- [CHALLENGE] Below is a listing to transcribe in full and exactly; keep the pictures out.

- [MATERIAL]
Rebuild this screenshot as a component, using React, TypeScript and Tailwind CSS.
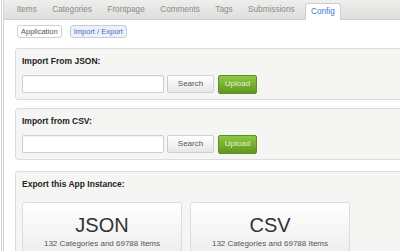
import React from 'react';

const tabs = ['Items', 'Categories', 'Frontpage', 'Comments', 'Tags', 'Submissions', 'Config'];

const ImportPanel = ({ title, className }: { title: string; className: string }) => (
  <div className={`border border-[#dcdddb] rounded-[3px] bg-[#f5f6f4] pl-[6px] pt-[7px] pb-[6px] ${className}`}>
    <div className="text-[8.5px] leading-[11px] font-bold text-[#222]">{title}</div>
    <div className="flex items-center mt-[8px] h-[18px]">
      <input
        className="w-[142px] h-[18px] bg-white border border-[#cfd0ce] rounded-[2px] shadow-[inset_0_1px_1px_rgba(0,0,0,0.06)] outline-none"
        type="text"
      />
      <button className="ml-[3px] w-[47px] h-[18px] border border-[#cfd0ce] rounded-[2px] bg-gradient-to-b from-white to-[#e6e7e5] text-[8px] text-[#555]">
        Search
      </button>
      <button className="ml-[4px] w-[39px] h-[19px] border border-[#5f8f22] rounded-[2px] bg-gradient-to-b from-[#8fc745] to-[#5e9820] text-[8px] text-[#e4f3cc]">
        Upload
      </button>
    </div>
  </div>
);

const ExportCard = ({ label }: { label: string }) => (
  <div className="w-[160px] h-[60px] border border-[#dcdcdc] rounded-[3px] bg-gradient-to-b from-white to-[#ebebeb] flex flex-col items-center">
    <div className="text-[20px] leading-[20px] mt-[12px] text-[#333]">{label}</div>
    <div className="text-[8px] leading-[10px] mt-[4px] text-[#555]">132 Categories and 69788 Items</div>
  </div>
);

export default function App() {
  return (
    <div className="w-[400px] h-[251px] overflow-hidden bg-white" style={{ fontFamily: '"Liberation Sans", Arial, sans-serif' }}>
      <div className="ml-px pl-px border-l border-[#d4d4d4] h-full">
        <div className="w-[440px] h-full border-l border-[#d4d4d4]">
          {/* tab bar */}
          <div className="h-[20px] bg-gradient-to-b from-[#eeeeec] to-[#dededc] border-b border-[#cfcfcd] flex items-end pl-[5px]">
            {tabs.map((t) =>
              t === 'Config' ? (
                <div
                  key={t}
                  className="h-[17px] -mb-px mx-[2.75px] px-[5px] bg-white border border-b-0 border-[#cfcfcd] rounded-t-[3px] text-[8.2px] leading-[16px] text-[#4477d6]"
                >
                  {t}
                </div>
              ) : (
                <div key={t} className="h-[17px] mx-[2.75px] px-[5px] text-[8.2px] leading-[16px] text-[#8a8a8a]">
                  {t}
                </div>
              )
            )}
          </div>

          {/* sub tabs */}
          <div className="flex pl-[13px] mt-[5px] gap-[8px]">
            <div className="h-[13px] px-[3px] border border-[#cfcfcd] rounded-[3px] bg-white text-[7.5px] leading-[11px] text-[#555]">
              Application
            </div>
            <div className="h-[13px] px-[3px] border border-[#c6ccd6] rounded-[3px] bg-[#eef1f6] text-[7.5px] leading-[11px] text-[#3f6fd0]">
              Import / Export
            </div>
          </div>

          <div className="pl-[11px] mt-[10px]">
            <ImportPanel title="Import From JSON:" className="" />
            <ImportPanel title="Import from CSV:" className="mt-[8px]" />

            <div className="mt-[11px] border border-[#dcdddb] rounded-[3px] bg-[#f5f6f4] pl-[6px] pt-[7px] h-[100px]">
              <div className="text-[8.5px] leading-[11px] font-bold text-[#222]">Export this App Instance:</div>
              <div className="flex gap-[8px] mt-[12px]">
                <ExportCard label="JSON" />
                <ExportCard label="CSV" />
              </div>
            </div>
          </div>
        </div>
      </div>
    </div>
  );
}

- [RESULT OF THE TASK]
Rebuild this screenshot as a component, using React, TypeScript and Tailwind CSS.
import React from 'react';

const tabs = ['Items', 'Categories', 'Frontpage', 'Comments', 'Tags', 'Submissions', 'Config'];

const ImportPanel = ({ title, className }: { title: string; className: string }) => (
  <div className={`border border-[#dcdddb] rounded-[3px] bg-[#f5f6f4] pl-[6px] pt-[7px] pb-[6px] ${className}`}>
    <div className="text-[8.5px] leading-[11px] font-bold text-[#222]">{title}</div>
    <div className="flex items-center mt-[8px] h-[18px]">
      <input
        className="w-[142px] h-[18px] bg-white border border-[#cfd0ce] rounded-[2px] shadow-[inset_0_1px_1px_rgba(0,0,0,0.06)] outline-none"
        type="text"
      />
      <button className="ml-[3px] w-[47px] h-[18px] border border-[#cfd0ce] rounded-[2px] bg-gradient-to-b from-white to-[#e6e7e5] text-[8px] text-[#555]">
        Search
      </button>
      <button className="ml-[4px] w-[39px] h-[19px] border border-[#5f8f22] rounded-[2px] bg-gradient-to-b from-[#8fc745] to-[#5e9820] text-[8px] text-[#e4f3cc]">
        Upload
      </button>
    </div>
  </div>
);

const ExportCard = ({ label }: { label: string }) => (
  <div className="w-[160px] h-[60px] border border-[#dcdcdc] rounded-[3px] bg-gradient-to-b from-white to-[#ebebeb] flex flex-col items-center">
    <div className="text-[20px] leading-[20px] mt-[12px] text-[#333]">{label}</div>
    <div className="text-[8px] leading-[10px] mt-[4px] text-[#555]">132 Categories and 69788 Items</div>
  </div>
);

export default function App() {
  return (
    <div className="w-[400px] h-[251px] overflow-hidden bg-white" style={{ fontFamily: '"Liberation Sans", Arial, sans-serif' }}>
      <div className="ml-px pl-px border-l border-[#d4d4d4] h-full">
        <div className="w-[440px] h-full border-l border-[#d4d4d4]">
          {/* tab bar */}
          <div className="h-[20px] bg-gradient-to-b from-[#eeeeec] to-[#dededc] border-b border-[#cfcfcd] flex items-end pl-[5px]">
            {tabs.map((t) =>
              t === 'Config' ? (
                <div
                  key={t}
                  className="h-[17px] -mb-px mx-[2.75px] px-[5px] bg-white border border-b-0 border-[#cfcfcd] rounded-t-[3px] text-[8.2px] leading-[16px] text-[#4477d6]"
                >
                  {t}
                </div>
              ) : (
                <div key={t} className="h-[17px] mx-[2.75px] px-[5px] text-[8.2px] leading-[16px] text-[#8a8a8a]">
                  {t}
                </div>
              )
            )}
          </div>

          {/* sub tabs */}
          <div className="flex pl-[13px] mt-[5px] gap-[8px]">
            <div className="h-[13px] px-[3px] border border-[#cfcfcd] rounded-[3px] bg-white text-[7.5px] leading-[11px] text-[#555]">
              Application
            </div>
            <div className="h-[13px] px-[3px] border border-[#c6ccd6] rounded-[3px] bg-[#eef1f6] text-[7.5px] leading-[11px] text-[#3f6fd0]">
              Import / Export
            </div>
          </div>

          <div className="pl-[11px] mt-[10px]">
            <ImportPanel title="Import From JSON:" className="" />
            <ImportPanel title="Import from CSV:" className="mt-[8px]" />

            <div className="mt-[11px] border border-[#dcdddb] rounded-[3px] bg-[#f5f6f4] pl-[6px] pt-[7px] h-[100px]">
              <div className="text-[8.5px] leading-[11px] font-bold text-[#222]">Export this App Instance:</div>
              <div className="flex gap-[8px] mt-[12px]">
                <ExportCard label="JSON" />
                <ExportCard label="CSV" />
              </div>
            </div>
          </div>
        </div>
      </div>
    </div>
  );
}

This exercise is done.